[start]

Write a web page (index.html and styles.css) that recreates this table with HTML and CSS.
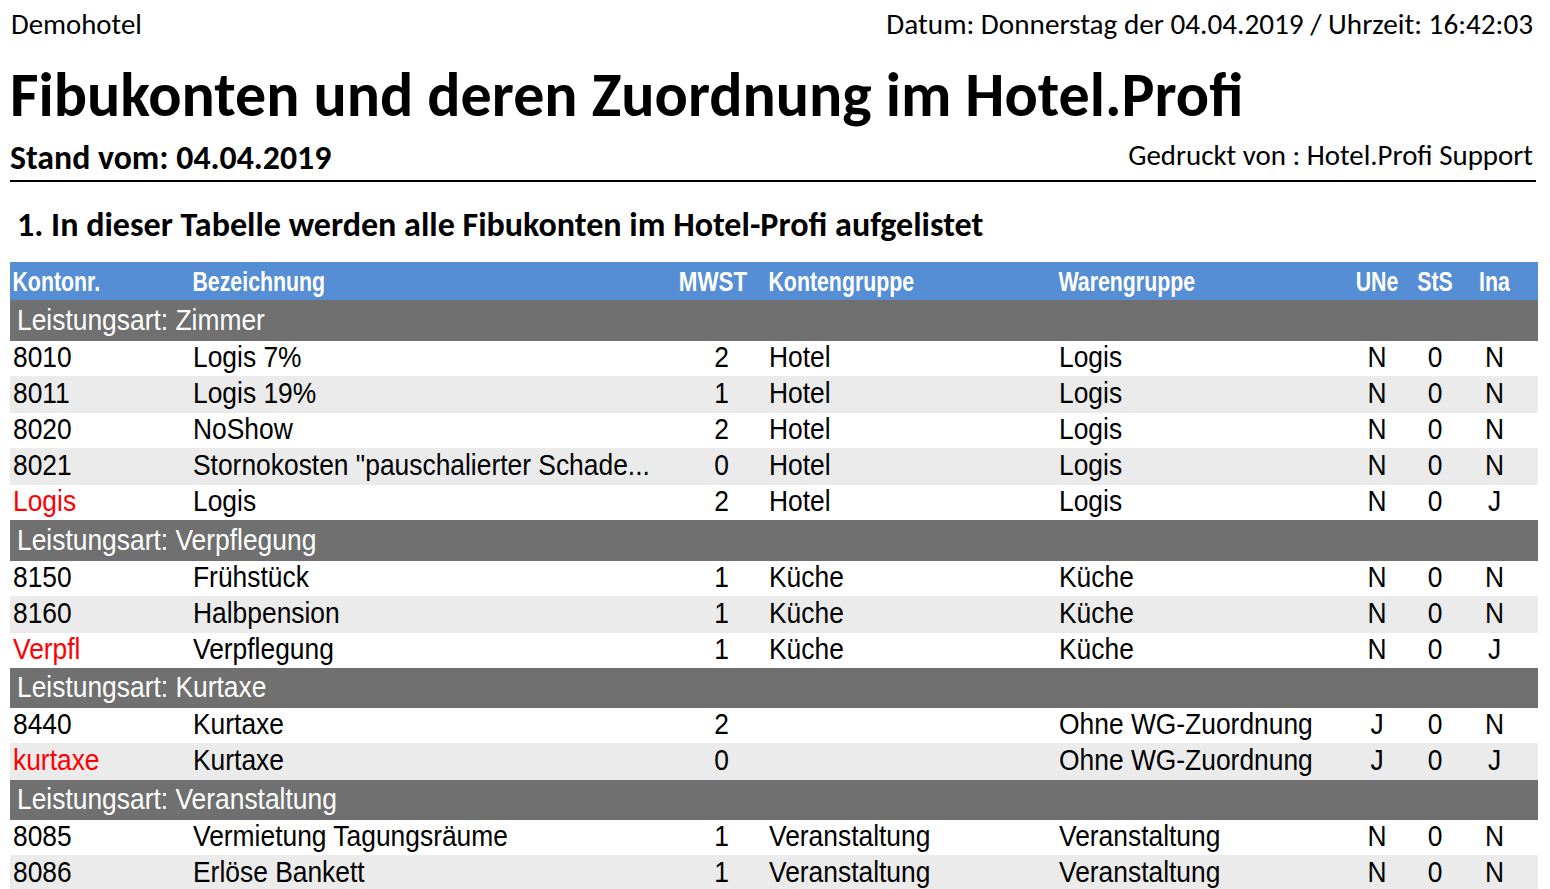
FILE: index.html
```html
<!DOCTYPE html>
<html lang="de">
<head>
<meta charset="utf-8">
<title>Fibukonten und deren Zuordnung im Hotel.Profi</title>
<link rel="stylesheet" href="styles.css">
</head>
<body>
<div class="page">
  <header class="top">
    <span class="hotel">Demohotel</span>
    <span class="datum">Datum: Donnerstag der 04.04.2019 / Uhrzeit: 16:42:03</span>
  </header>
  <h1 class="title">Fibukonten und deren Zuordnung im Hotel.Profi</h1>
  <div class="sub">
    <span class="stand">Stand vom: 04.04.2019</span>
    <span class="printed">Gedruckt von : Hotel.Profi Support</span>
  </div>
  <div class="rule"></div>
  <h2 class="section">1. In dieser Tabelle werden alle Fibukonten im Hotel-Profi aufgelistet</h2>

  <div class="table">
    <div class="row head">
      <div class="c">Kontonr.</div>
      <div class="c">Bezeichnung</div>
      <div class="c num">MWST</div>
      <div class="c">Kontengruppe</div>
      <div class="c">Warengruppe</div>
      <div class="c ctr">UNe</div>
      <div class="c ctr">StS</div>
      <div class="c ctr">Ina</div>
    </div>

    <div class="row group tall"><div class="g">Leistungsart: Zimmer</div></div>
    <div class="row"><div class="c">8010</div><div class="c">Logis 7%</div><div class="c num">2</div><div class="c">Hotel</div><div class="c">Logis</div><div class="c ctr">N</div><div class="c ctr">0</div><div class="c ctr">N</div></div>
    <div class="row alt"><div class="c">8011</div><div class="c">Logis 19%</div><div class="c num">1</div><div class="c">Hotel</div><div class="c">Logis</div><div class="c ctr">N</div><div class="c ctr">0</div><div class="c ctr">N</div></div>
    <div class="row"><div class="c">8020</div><div class="c">NoShow</div><div class="c num">2</div><div class="c">Hotel</div><div class="c">Logis</div><div class="c ctr">N</div><div class="c ctr">0</div><div class="c ctr">N</div></div>
    <div class="row alt"><div class="c">8021</div><div class="c">Stornokosten "pauschalierter Schade...</div><div class="c num">0</div><div class="c">Hotel</div><div class="c">Logis</div><div class="c ctr">N</div><div class="c ctr">0</div><div class="c ctr">N</div></div>
    <div class="row"><div class="c red">Logis</div><div class="c">Logis</div><div class="c num">2</div><div class="c">Hotel</div><div class="c">Logis</div><div class="c ctr">N</div><div class="c ctr">0</div><div class="c ctr">J</div></div>

    <div class="row group tall"><div class="g">Leistungsart: Verpflegung</div></div>
    <div class="row"><div class="c">8150</div><div class="c">Frühstück</div><div class="c num">1</div><div class="c">Küche</div><div class="c">Küche</div><div class="c ctr">N</div><div class="c ctr">0</div><div class="c ctr">N</div></div>
    <div class="row alt"><div class="c">8160</div><div class="c">Halbpension</div><div class="c num">1</div><div class="c">Küche</div><div class="c">Küche</div><div class="c ctr">N</div><div class="c ctr">0</div><div class="c ctr">N</div></div>
    <div class="row"><div class="c red">Verpfl</div><div class="c">Verpflegung</div><div class="c num">1</div><div class="c">Küche</div><div class="c">Küche</div><div class="c ctr">N</div><div class="c ctr">0</div><div class="c ctr">J</div></div>

    <div class="row group"><div class="g">Leistungsart: Kurtaxe</div></div>
    <div class="row"><div class="c">8440</div><div class="c">Kurtaxe</div><div class="c num">2</div><div class="c"></div><div class="c">Ohne WG-Zuordnung</div><div class="c ctr">J</div><div class="c ctr">0</div><div class="c ctr">N</div></div>
    <div class="row alt"><div class="c red">kurtaxe</div><div class="c">Kurtaxe</div><div class="c num">0</div><div class="c"></div><div class="c">Ohne WG-Zuordnung</div><div class="c ctr">J</div><div class="c ctr">0</div><div class="c ctr">J</div></div>

    <div class="row group"><div class="g">Leistungsart: Veranstaltung</div></div>
    <div class="row"><div class="c">8085</div><div class="c">Vermietung Tagungsräume</div><div class="c num">1</div><div class="c">Veranstaltung</div><div class="c">Veranstaltung</div><div class="c ctr">N</div><div class="c ctr">0</div><div class="c ctr">N</div></div>
    <div class="row alt"><div class="c">8086</div><div class="c">Erlöse Bankett</div><div class="c num">1</div><div class="c">Veranstaltung</div><div class="c">Veranstaltung</div><div class="c ctr">N</div><div class="c ctr">0</div><div class="c ctr">N</div></div>
  </div>
</div>
</body>
</html>
```

FILE: styles.css
```css
* { box-sizing: border-box; }
html, body { margin: 0; padding: 0; background: #fff; }
body {
  font-family: Carlito, Lato, "Open Sans", sans-serif;
  color: #000;
  overflow: hidden;
}
.page {
  width: 1550px;
  padding: 0 12px 0 10px;
}

/* header lines */
.top {
  display: flex;
  justify-content: space-between;
  align-items: flex-start;
  height: 41px;
  padding: 3px 5px 0 1px;
  line-height: 40px;
}
.hotel { font-size: 28.8px; padding-top: 2px; }
.datum { font-size: 29.2px; padding-top: 1px; }
.title {
  margin: 19px 0 0 0;
  height: 70px;
  font-size: 62px;
  font-weight: 700;
  line-height: 70px;
  white-space: nowrap;
}
.sub {
  display: flex;
  justify-content: space-between;
  align-items: flex-start;
  height: 50px;
  padding-right: 5px;
}
.stand {
  display: block;
  padding-top: 8px;
  font-size: 33.8px;
  font-weight: 700;
  line-height: 40px;
}
.printed {
  display: block;
  padding-top: 5px;
  font-size: 28.9px;
  line-height: 40px;
}
.rule {
  height: 2px;
  background: #000;
  margin-right: 2px;
}
.section {
  margin: 23px 0 0 0;
  height: 40px;
  padding-left: 7px;
  font-size: 34.1px;
  font-weight: 700;
  line-height: 40px;
  white-space: nowrap;
}

/* table */
.table {
  width: 1528px;
  margin-top: 17px;
  font-family: "Liberation Sans", Arial, sans-serif;
  font-size: 26.4px;
}
.row {
  display: grid;
  grid-template-columns: 180px 470px 106px 290px 291px 60px 56px 63px 12px;
  height: 35px;
  align-items: center;
  background: #fff;
}
.row.alt { height: 37px; background: #ebebeb; }
.row.head {
  height: 38px;
  background: #558ed5;
  color: #fff;
  font-size: 26px;
  font-weight: 700;
}
.row.group {
  display: flex;
  height: 40px;
  background: #707070;
  color: #fff;
}
.row.group.tall { height: 41px; }
.g {
  padding-left: 7px;
  padding-bottom: 2px;
  line-height: 30px;
  transform: scaleY(1.1);
}
.c {
  padding-left: 3px;
  padding-bottom: 4px;
  white-space: nowrap;
  line-height: 30px;
  transform: scaleY(1.1);
}
.head .c {
  padding-bottom: 1px;
  transform: scale(0.82, 1.08);
  transform-origin: left center;
}
.head .num { transform-origin: right center; }
.head .ctr { transform-origin: center center; }
.num { text-align: right; padding-right: 37px; }
.head .num { padding-right: 22px; transform: scale(0.86, 1.08); }
.ctr { text-align: center; padding-left: 0; }
.red { color: #ff0000; }
```
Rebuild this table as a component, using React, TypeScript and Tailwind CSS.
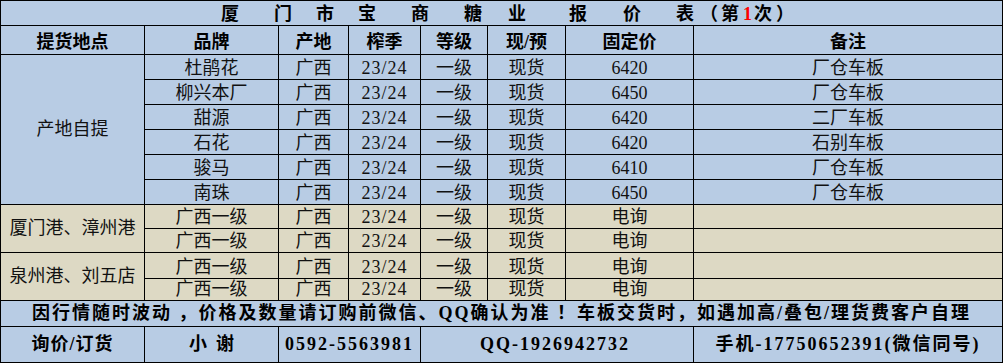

[end]

**Task brief**
Copy out the listing exactly as it stands, but not the pictures.

**Final result**
Write a web page (index.html and styles.css) that recreates this table with HTML and CSS.
FILE: index.html
```html
<!DOCTYPE html>
<html lang="de">
<head>
<meta charset="utf-8">
<title>Fibukonten und deren Zuordnung im Hotel.Profi</title>
<link rel="stylesheet" href="styles.css">
</head>
<body>
<div class="page">
  <header class="top">
    <span class="hotel">Demohotel</span>
    <span class="datum">Datum: Donnerstag der 04.04.2019 / Uhrzeit: 16:42:03</span>
  </header>
  <h1 class="title">Fibukonten und deren Zuordnung im Hotel.Profi</h1>
  <div class="sub">
    <span class="stand">Stand vom: 04.04.2019</span>
    <span class="printed">Gedruckt von : Hotel.Profi Support</span>
  </div>
  <div class="rule"></div>
  <h2 class="section">1. In dieser Tabelle werden alle Fibukonten im Hotel-Profi aufgelistet</h2>

  <div class="table">
    <div class="row head">
      <div class="c">Kontonr.</div>
      <div class="c">Bezeichnung</div>
      <div class="c num">MWST</div>
      <div class="c">Kontengruppe</div>
      <div class="c">Warengruppe</div>
      <div class="c ctr">UNe</div>
      <div class="c ctr">StS</div>
      <div class="c ctr">Ina</div>
    </div>

    <div class="row group tall"><div class="g">Leistungsart: Zimmer</div></div>
    <div class="row"><div class="c">8010</div><div class="c">Logis 7%</div><div class="c num">2</div><div class="c">Hotel</div><div class="c">Logis</div><div class="c ctr">N</div><div class="c ctr">0</div><div class="c ctr">N</div></div>
    <div class="row alt"><div class="c">8011</div><div class="c">Logis 19%</div><div class="c num">1</div><div class="c">Hotel</div><div class="c">Logis</div><div class="c ctr">N</div><div class="c ctr">0</div><div class="c ctr">N</div></div>
    <div class="row"><div class="c">8020</div><div class="c">NoShow</div><div class="c num">2</div><div class="c">Hotel</div><div class="c">Logis</div><div class="c ctr">N</div><div class="c ctr">0</div><div class="c ctr">N</div></div>
    <div class="row alt"><div class="c">8021</div><div class="c">Stornokosten "pauschalierter Schade...</div><div class="c num">0</div><div class="c">Hotel</div><div class="c">Logis</div><div class="c ctr">N</div><div class="c ctr">0</div><div class="c ctr">N</div></div>
    <div class="row"><div class="c red">Logis</div><div class="c">Logis</div><div class="c num">2</div><div class="c">Hotel</div><div class="c">Logis</div><div class="c ctr">N</div><div class="c ctr">0</div><div class="c ctr">J</div></div>

    <div class="row group tall"><div class="g">Leistungsart: Verpflegung</div></div>
    <div class="row"><div class="c">8150</div><div class="c">Frühstück</div><div class="c num">1</div><div class="c">Küche</div><div class="c">Küche</div><div class="c ctr">N</div><div class="c ctr">0</div><div class="c ctr">N</div></div>
    <div class="row alt"><div class="c">8160</div><div class="c">Halbpension</div><div class="c num">1</div><div class="c">Küche</div><div class="c">Küche</div><div class="c ctr">N</div><div class="c ctr">0</div><div class="c ctr">N</div></div>
    <div class="row"><div class="c red">Verpfl</div><div class="c">Verpflegung</div><div class="c num">1</div><div class="c">Küche</div><div class="c">Küche</div><div class="c ctr">N</div><div class="c ctr">0</div><div class="c ctr">J</div></div>

    <div class="row group"><div class="g">Leistungsart: Kurtaxe</div></div>
    <div class="row"><div class="c">8440</div><div class="c">Kurtaxe</div><div class="c num">2</div><div class="c"></div><div class="c">Ohne WG-Zuordnung</div><div class="c ctr">J</div><div class="c ctr">0</div><div class="c ctr">N</div></div>
    <div class="row alt"><div class="c red">kurtaxe</div><div class="c">Kurtaxe</div><div class="c num">0</div><div class="c"></div><div class="c">Ohne WG-Zuordnung</div><div class="c ctr">J</div><div class="c ctr">0</div><div class="c ctr">J</div></div>

    <div class="row group"><div class="g">Leistungsart: Veranstaltung</div></div>
    <div class="row"><div class="c">8085</div><div class="c">Vermietung Tagungsräume</div><div class="c num">1</div><div class="c">Veranstaltung</div><div class="c">Veranstaltung</div><div class="c ctr">N</div><div class="c ctr">0</div><div class="c ctr">N</div></div>
    <div class="row alt"><div class="c">8086</div><div class="c">Erlöse Bankett</div><div class="c num">1</div><div class="c">Veranstaltung</div><div class="c">Veranstaltung</div><div class="c ctr">N</div><div class="c ctr">0</div><div class="c ctr">N</div></div>
  </div>
</div>
</body>
</html>
```

FILE: styles.css
```css
* { box-sizing: border-box; }
html, body { margin: 0; padding: 0; background: #fff; }
body {
  font-family: Carlito, Lato, "Open Sans", sans-serif;
  color: #000;
  overflow: hidden;
}
.page {
  width: 1550px;
  padding: 0 12px 0 10px;
}

/* header lines */
.top {
  display: flex;
  justify-content: space-between;
  align-items: flex-start;
  height: 41px;
  padding: 3px 5px 0 1px;
  line-height: 40px;
}
.hotel { font-size: 28.8px; padding-top: 2px; }
.datum { font-size: 29.2px; padding-top: 1px; }
.title {
  margin: 19px 0 0 0;
  height: 70px;
  font-size: 62px;
  font-weight: 700;
  line-height: 70px;
  white-space: nowrap;
}
.sub {
  display: flex;
  justify-content: space-between;
  align-items: flex-start;
  height: 50px;
  padding-right: 5px;
}
.stand {
  display: block;
  padding-top: 8px;
  font-size: 33.8px;
  font-weight: 700;
  line-height: 40px;
}
.printed {
  display: block;
  padding-top: 5px;
  font-size: 28.9px;
  line-height: 40px;
}
.rule {
  height: 2px;
  background: #000;
  margin-right: 2px;
}
.section {
  margin: 23px 0 0 0;
  height: 40px;
  padding-left: 7px;
  font-size: 34.1px;
  font-weight: 700;
  line-height: 40px;
  white-space: nowrap;
}

/* table */
.table {
  width: 1528px;
  margin-top: 17px;
  font-family: "Liberation Sans", Arial, sans-serif;
  font-size: 26.4px;
}
.row {
  display: grid;
  grid-template-columns: 180px 470px 106px 290px 291px 60px 56px 63px 12px;
  height: 35px;
  align-items: center;
  background: #fff;
}
.row.alt { height: 37px; background: #ebebeb; }
.row.head {
  height: 38px;
  background: #558ed5;
  color: #fff;
  font-size: 26px;
  font-weight: 700;
}
.row.group {
  display: flex;
  height: 40px;
  background: #707070;
  color: #fff;
}
.row.group.tall { height: 41px; }
.g {
  padding-left: 7px;
  padding-bottom: 2px;
  line-height: 30px;
  transform: scaleY(1.1);
}
.c {
  padding-left: 3px;
  padding-bottom: 4px;
  white-space: nowrap;
  line-height: 30px;
  transform: scaleY(1.1);
}
.head .c {
  padding-bottom: 1px;
  transform: scale(0.82, 1.08);
  transform-origin: left center;
}
.head .num { transform-origin: right center; }
.head .ctr { transform-origin: center center; }
.num { text-align: right; padding-right: 37px; }
.head .num { padding-right: 22px; transform: scale(0.86, 1.08); }
.ctr { text-align: center; padding-left: 0; }
.red { color: #ff0000; }
```
Rebuild this table as a component, using React, TypeScript and Tailwind CSS.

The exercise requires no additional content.